We just can’t roam free the way we used to.
Certainly businesses that would be impacted by a ban have a concern about the economic impact a smoking ban would have on their business. I’ve looked up studies (not sponsored by right-to-smoke or anti-smoking groups) on the economic impact of smoking bans on restaurants and bars. What I’ve found so far is that there is either no impact or the impact is statistically negligible. Dallas, Houston and Austin all seem to still be in business, last I checked.
It stands to reason that if smoking is not allowed in any restaurant, bar or other public gathering place, all such businesses would be equally impacted.
Smokers might not like it, but if the only places they can eat, drink or be entertained don’t allow them to smoke, it’s doubtful they’ll stay home -- at least, not for long.

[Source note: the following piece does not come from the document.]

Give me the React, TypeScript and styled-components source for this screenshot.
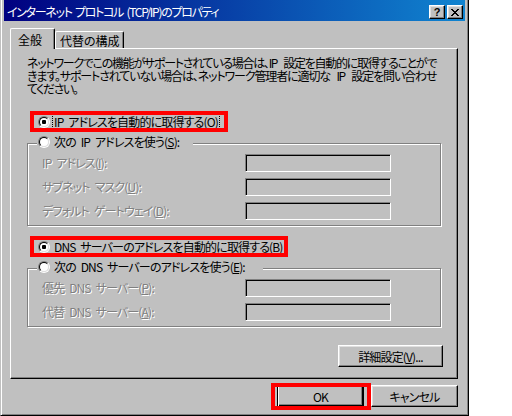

I’ve also conducted a little anecdotal research. I asked a musician friend who plays frequently at venues in Corpus Christi where a smoking ban was enacted, if the crowds went away when the ban went into effect.
Mayor Keith’s position that people come to Port Aransas to get away from the restrictions of city life does little to sway me. If you use that line of reasoning, then we can do away with all our ordinances.
Back to the right of private businesses to conduct their business as they see fit, which is the strongest argument against the ban. Does that right out-weigh the right of an individual to work in an environment that is not harmful to his or her health? If private businesses do not provide clean air environments in which to work, then it may be up to the city to see that they do.